Back to this year, Chris has been one of my biggest supporters from the day we started talking. I could make a case that it was his show that really got me out there. When I saw him hours before the show, moments before the VIP performance, I knew I was somewhere I was meant to be. I don't need to explain how the Dashboard music as impacted so many people in so many ways. All you need to do is get on any form of social media and see what people are saying. But to see it first hand, multiple times, that's a treat to see. We walked over to the VIP tent, he says hi, people look up and see this guy who's been the soundtrack to their lives and with his sense of humor and approachable personality, people learn one thing very quickly, he's just the nicest dude. 

Chris has done a fantastic job of culling some of the best players for his band. Armon, Ben and Scott are just some of my favorite guys. I could listen to each of those dudes talk for hours. They all come from very different backgrounds and they, like any great brotherhood, are pulled together and have a fun cohesive vibe about them. Post show hangs, pre show talks and watching them all live, that's one thing I'll take from this day and remember. I am leaving out a lot of happenings from this day but these are the ones I felt like were worth mentioning.

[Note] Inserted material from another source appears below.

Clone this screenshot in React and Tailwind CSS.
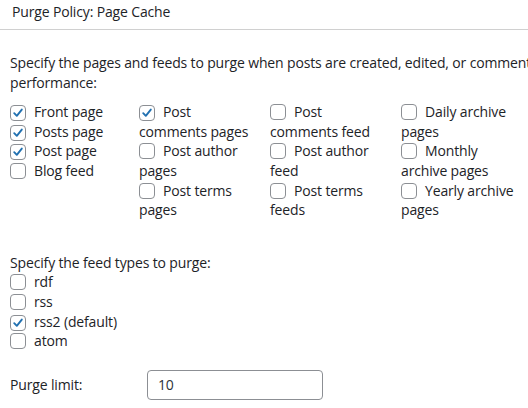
import React from 'react';

const font = { fontFamily: '"Open Sans", "Noto Sans", sans-serif' };

const Box = ({ checked }) => (
  <span className="inline-flex w-4 h-4 mr-[8px] align-[-3px] rounded-[4px] border border-[#8c8f94] bg-white items-center justify-center">
    {checked && (
      <svg width="14" height="14" viewBox="0 0 14 14">
        <path d="M3.2 7.2 L5.8 9.8 L10.8 3.6" fill="none" stroke="#2271b1" strokeWidth="1.9" strokeLinecap="round" strokeLinejoin="round" />
      </svg>
    )}
  </span>
);

const Item = ({ label, checked }) => (
  <label className="block">
    <Box checked={checked} />
    {label}
  </label>
);

const columns = [
  [
    ['Front page', true],
    ['Posts page', true],
    ['Post page', true],
    ['Blog feed', false],
  ],
  [
    ['Post comments pages', true],
    ['Post author pages', false],
    ['Post terms pages', false],
  ],
  [
    ['Post comments feed', false],
    ['Post author feed', false],
    ['Post terms feeds', false],
  ],
  [
    ['Daily archive pages', false],
    ['Monthly archive pages', false],
    ['Yearly archive pages', false],
  ],
];

const feeds = [
  ['rdf', false],
  ['rss', false],
  ['rss2 (default)', true],
  ['atom', false],
];

export default function App() {
  return (
    <div className="w-[528px] h-[408px] overflow-hidden bg-white text-[#1d2327] text-[14px] leading-[19.6px] tracking-[-0.15px]" style={font}>
      {/* Header */}
      <div className="h-[30px] pt-[2px] px-3 border-b border-[#d0d0d0]">Purge Policy: Page Cache</div>

      <div className="px-[10px]">
        <p className="mt-[23px] whitespace-nowrap">
          Specify the pages and feeds to purge when posts are created, edited, or comment
          <br />
          performance:
        </p>

        {/* Pages grid */}
        <div className="mt-[10px] grid grid-cols-[129px_131px_131px_127px]">
          {columns.map((col, i) => (
            <div key={i} className="pr-2">
              {col.map(([label, checked]) => (
                <Item key={label} label={label} checked={checked} />
              ))}
            </div>
          ))}
        </div>

        <p className="mt-[33px]">Specify the feed types to purge:</p>
        {feeds.map(([label, checked]) => (
          <Item key={label} label={label} checked={checked} />
        ))}

        {/* Purge limit */}
        <div className="mt-[19px] flex items-center">
          <span className="w-[137px]">Purge limit:</span>
          <input
            type="text"
            defaultValue="10"
            className="w-[176px] h-[30px] px-[10px] rounded-[4px] border border-[#8c8f94] text-[#2c3338] outline-none"
            style={font}
          />
        </div>
      </div>
    </div>
  );
}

I've blabbered on and on about a lot of things. I don't need to explain to anyone the magic that is a Dashboard Confessional show. It is a very powerful thing to see Chris start off singing a line into the microphone, step back and listen to thousands sing in his place. I'm grateful that people who've had such a profound impact on so many people is still not only able to tour but to headline for thousands every night and recreate these moments for us, line by line, song by song. What a great privilege it was to spend time with some friends and to see this all over again in person.